After more reader comments, I see that I confused readers, and myself, by failing to clearly define what kind of information I'm talking about.
The most overrated category is how-to-do-it information. Anne points out that the best way to preserve knowledge of how to do things, or maybe the only way, is to make it part of a living culture. Others suggest that our how-to-do-it information might be harmful, since we've nearly destroyed the world with it. And since we're talking about thousands of years, and not ten years, there's really no point in telling people how to grow squash or tan hides.
Another category is history. On the broad scale, it will be obvious to everyone that we mined all the metal and built giant steel-framed buildings. But what about medium-scale history, the stuff historians write about? If we find it helpful to read Herodotus, people of the future will want to know the same kind of thing about us.
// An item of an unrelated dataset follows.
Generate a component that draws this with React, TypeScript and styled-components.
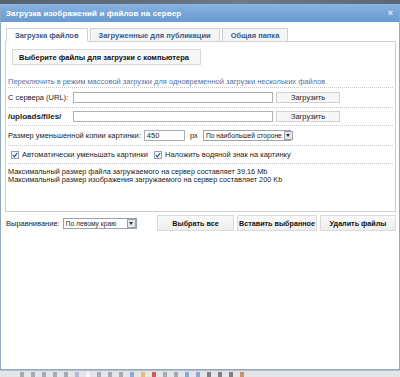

What I find most interesting is human-scale history. If you imagine going back in a time machine, what exactly is exciting about it? Most of us are not looking for the technical details of Damascus steel. We're wondering what it's like to live in a different time. And if you could go thousands of years in the future, what would you want to talk about? And what would they ask you about?
Diane points out that everyone will know how wasteful we were by digging up our landfills. But will they know how we felt about it? Will they see us wallowing in hedonistic pleasure, or will they know how many of us were depressed? Will they know that garbage bins had locks to keep scavengers out, because people who could live off garbage could avoid having jobs, which would drive others into a jealous rage because they hated their jobs, but could not admit it consciously? Will they guess that at the all-time peak of energy consumption and individualism, so many of us felt individually powerless?
Will they know what made us happy? That's too big of a subject! But I can't think of anything there that's easy to send into the future.